Now that would require me to forgo my own lunchtime treat, miss out even, so I jokingly said, ‘Yeah but the interest rate would be 100% a day,’ not expecting the reply I got.
To my shock and later financial gain, he agreed.
"Deal ! I’ll pay you back 40 cents tomorrow, I gotta have a pineapple doughnut!"
And so began my short career into iced-doughnut-fulled-loan-sharking as a 13 year old.
Financial Lesson #4: Debts over Time Usually Increase
Initially, I would limit my gains to 100% interest a daily for the loan.
Jonathan was smart enough to realise borrowing money on a Friday was an overly expensive event, because the weekend would add an additional two days interest to the debt and therefore additional 200% interest. So his financial requirements were initially limited to between Mondays through Thursdays.
Then one Thursday lunchtime, after a particularly intense hankering for pineapple iced doughnuts, Jonathan borrowed another 20 cents, vowing, as usual, to honour the agreement of 100% interest per day.
The following Friday morning, repayment day, he didn't come to school and was off sick with a stomach ache.
Financial Lesson #5: The trap of Out of Sight and Out of Mind credit
From there my newfound iced-doughnut-based-loan-sharking skills took an unexpected turn.
- Without requiring any additional effort from myself, the expected Friday repayment of 20 cents (principal) and the agreed 20 cents per day interest, (and the two days additional 40 cents over a two day weekend) went through a compounding period.
- The weekend interest calculations meant, by Monday morning, I was due principal plus interest of three days (Friday, Saturday and Sunday). Monday arrive and Jonathan handed over 60 cents interest and returned the original principle of 20 cents.
This was somewhat intoxicating (and looking back now - somewhat disturbing) to the point I even wondered what would happen if Monday came and he was distracted and temporarily forgot about the debt?
Sadly for Jonathan, his Friday sick day due to tummy ache and the weekend simply added to his financial woes by 3 times what we agreed.
Looking back at the small amounts involved maybe you can smile but when you consider what was really happening, I'm glad that my foray into iced-pineapple-doughnut-based loansharking was short-lived.
Financial Lesson #6: The Market Determines the Price
You see Sally Johnson’s mother was the Lunch Shop Supervisor.
So when Sally and Jonathan became an item, he was rewarded with an exclusive two-for-one iced doughnut option every afternoon by Sally's adoring mother; whereupon Jonathan onsold the second doughnut to one of his diabetic friends for half price.
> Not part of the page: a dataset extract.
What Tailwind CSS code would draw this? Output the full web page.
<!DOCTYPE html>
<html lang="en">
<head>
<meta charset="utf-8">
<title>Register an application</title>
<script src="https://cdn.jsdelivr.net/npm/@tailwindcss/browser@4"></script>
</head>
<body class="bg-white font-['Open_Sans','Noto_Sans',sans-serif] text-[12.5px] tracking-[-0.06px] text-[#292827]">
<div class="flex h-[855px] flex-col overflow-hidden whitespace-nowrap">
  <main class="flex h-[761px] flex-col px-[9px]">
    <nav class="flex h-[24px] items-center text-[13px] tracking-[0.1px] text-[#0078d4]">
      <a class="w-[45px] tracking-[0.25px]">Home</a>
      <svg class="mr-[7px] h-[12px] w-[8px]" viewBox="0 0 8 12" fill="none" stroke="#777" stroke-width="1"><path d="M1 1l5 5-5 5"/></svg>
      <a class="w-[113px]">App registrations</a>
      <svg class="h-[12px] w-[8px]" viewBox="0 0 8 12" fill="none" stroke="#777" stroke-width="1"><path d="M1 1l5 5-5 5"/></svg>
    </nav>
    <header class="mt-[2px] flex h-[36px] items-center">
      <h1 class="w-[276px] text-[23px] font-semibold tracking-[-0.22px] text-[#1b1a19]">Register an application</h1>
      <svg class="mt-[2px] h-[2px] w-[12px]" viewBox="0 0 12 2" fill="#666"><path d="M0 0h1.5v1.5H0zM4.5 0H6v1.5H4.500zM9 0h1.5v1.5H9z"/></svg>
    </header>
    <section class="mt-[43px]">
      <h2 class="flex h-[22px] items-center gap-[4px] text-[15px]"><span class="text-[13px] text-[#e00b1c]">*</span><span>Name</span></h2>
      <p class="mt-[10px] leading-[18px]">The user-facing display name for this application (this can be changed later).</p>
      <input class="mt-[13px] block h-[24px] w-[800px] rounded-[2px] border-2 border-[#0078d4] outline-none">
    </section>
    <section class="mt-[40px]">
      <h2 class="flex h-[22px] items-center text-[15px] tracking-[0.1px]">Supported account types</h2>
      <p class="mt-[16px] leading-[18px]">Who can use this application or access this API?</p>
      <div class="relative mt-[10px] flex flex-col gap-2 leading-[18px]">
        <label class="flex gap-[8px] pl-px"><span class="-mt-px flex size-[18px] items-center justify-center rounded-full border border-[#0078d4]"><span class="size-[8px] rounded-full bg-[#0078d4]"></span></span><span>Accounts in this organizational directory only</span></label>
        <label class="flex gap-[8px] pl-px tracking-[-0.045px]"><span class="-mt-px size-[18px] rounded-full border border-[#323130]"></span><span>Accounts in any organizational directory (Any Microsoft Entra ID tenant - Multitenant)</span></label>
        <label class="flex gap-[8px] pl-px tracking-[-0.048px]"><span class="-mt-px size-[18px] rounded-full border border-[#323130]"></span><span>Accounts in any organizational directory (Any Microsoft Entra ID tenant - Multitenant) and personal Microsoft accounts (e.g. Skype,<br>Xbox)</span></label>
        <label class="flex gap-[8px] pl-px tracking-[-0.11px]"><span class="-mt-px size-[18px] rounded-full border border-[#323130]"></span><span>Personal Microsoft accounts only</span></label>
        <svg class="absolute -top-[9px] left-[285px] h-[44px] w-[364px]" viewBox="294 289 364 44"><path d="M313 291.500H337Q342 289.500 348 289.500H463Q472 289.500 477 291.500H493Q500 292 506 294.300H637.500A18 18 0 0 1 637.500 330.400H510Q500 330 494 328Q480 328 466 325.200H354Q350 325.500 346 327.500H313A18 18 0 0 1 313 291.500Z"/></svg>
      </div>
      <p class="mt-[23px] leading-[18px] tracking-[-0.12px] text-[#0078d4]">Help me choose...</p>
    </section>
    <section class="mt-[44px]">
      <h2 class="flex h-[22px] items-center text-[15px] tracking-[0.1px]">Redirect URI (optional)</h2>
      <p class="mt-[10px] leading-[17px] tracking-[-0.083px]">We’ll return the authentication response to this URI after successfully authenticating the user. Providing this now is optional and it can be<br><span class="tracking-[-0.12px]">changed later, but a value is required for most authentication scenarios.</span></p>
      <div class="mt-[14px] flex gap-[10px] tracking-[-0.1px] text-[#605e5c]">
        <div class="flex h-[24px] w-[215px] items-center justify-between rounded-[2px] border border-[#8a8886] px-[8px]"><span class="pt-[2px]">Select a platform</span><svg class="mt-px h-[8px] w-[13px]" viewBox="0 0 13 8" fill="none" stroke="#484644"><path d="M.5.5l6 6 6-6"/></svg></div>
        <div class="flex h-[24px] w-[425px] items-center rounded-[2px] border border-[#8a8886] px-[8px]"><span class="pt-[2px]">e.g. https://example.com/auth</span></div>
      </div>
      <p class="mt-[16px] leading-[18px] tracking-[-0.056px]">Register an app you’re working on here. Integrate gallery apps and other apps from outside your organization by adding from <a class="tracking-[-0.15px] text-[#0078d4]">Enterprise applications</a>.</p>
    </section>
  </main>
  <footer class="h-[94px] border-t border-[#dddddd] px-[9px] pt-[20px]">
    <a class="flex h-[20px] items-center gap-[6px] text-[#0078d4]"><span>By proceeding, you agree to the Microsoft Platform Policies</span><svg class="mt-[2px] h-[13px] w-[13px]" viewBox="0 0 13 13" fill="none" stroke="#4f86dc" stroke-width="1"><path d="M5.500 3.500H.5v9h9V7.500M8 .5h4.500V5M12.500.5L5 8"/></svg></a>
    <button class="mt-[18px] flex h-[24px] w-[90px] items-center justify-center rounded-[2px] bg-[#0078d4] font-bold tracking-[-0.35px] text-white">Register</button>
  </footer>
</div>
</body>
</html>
And so I was cut out of the market as my terms were simply no longer commercially competitive.
The simple truth about simple interest
Simple interest is the basis for much of our commercial economy today where an agreed interest rate is payable upon the term of the loan made (or the length of time a deposit is held).
- Simple Interest works for you when you have a savings account or a term deposit where the interest your money earns might be calculated monthly on the amount you have saved.
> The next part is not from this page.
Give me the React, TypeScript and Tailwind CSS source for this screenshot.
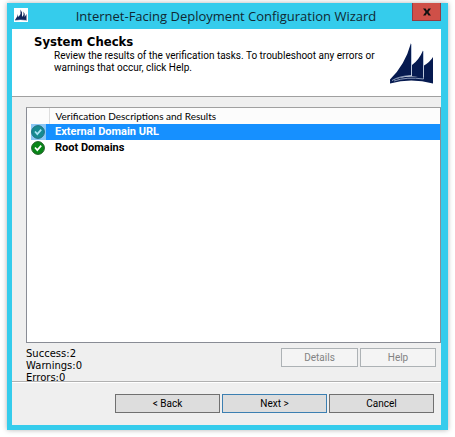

In simple terms, simple interest is calculated on the original amount borrowed (or invested) otherwise referred to as ‘the principal amount’ over the agreed time period. You see this in car loans, home mortgages, personal loans,
The words look like this:
On a loan of $10,000 @ 5% simple interest, payable over 4 years the amount to be repaid is the original amount borrowed, plus the interest due.
The numbers look like this:
$10,000 x 0.5 x 4 = $2,000
($10,000 + $2,000=$12,000)
The results look like this:
A loan of $10,000 over 4 years at 5% interest can cost $2,000 in simple interest
You can make your own calculations using the Simple Interest Calculator at the governments SmartMoney site.
The sweetest drug of all
As pineapple iced doughnuts are often a gateway drug to even sweeter foods, simple interest is a gateway to a more complicated increasingly expensive world of compounding interest and its allure of compounding periods.
- This is the domain of credit card companies, and the likes of 'after payment services' where you can shop now and pay later, as long as you pay on time. After that, you can find yourself paying for a long long time.
Compounding the problem
But unlike the two-for-one pineapple iced doughnut agreement, credit cards don't use simple interest. They use compounding interest calculated daily (see my next article).
- This is truly the realm of the supervillain and a foe we all have to learn how to defeat.
Lucky for my friend Jonathan, during my younger years, I hadn't yet come to understand the full ramifications of how compounding interest effectively means being charged interest on the interest!
Financial Lesson #7: Advertising is usually Detrimental to Your Financial Life
Albert Einstein is reported to have said Compound Interest is the 8th wonder of the world.
My friend Jonathan would suggest the 8th wonder of the world was actually pineapple iced doughnuts - an appreciation that was to my advantage to encourage and their planned scarcity a way for the school canteen to maintain their desirability.
When Karma Kicks in
When I was just entering high school my unintended discovery of the wonders of simple interest, revolutionised how I understood growing my savings.
But when I left school, some would say ‘Karma Kicked in.’
I was to discover to late;
- the downside of compound interest,
- how a credit card can absorb your spare money,
- a set of mag wheels for a car (that I just had to have), and
- a credit card debt that actually lasted longer than all my high school years put together.
Welcome to the new world of compounding interest and compounding periods; the realm of the supervillain and a foe we all must learn how to defeat.
Post Script: To this day, I'm unable to stomach a pineapple iced doughnut - no matter how hungry I am.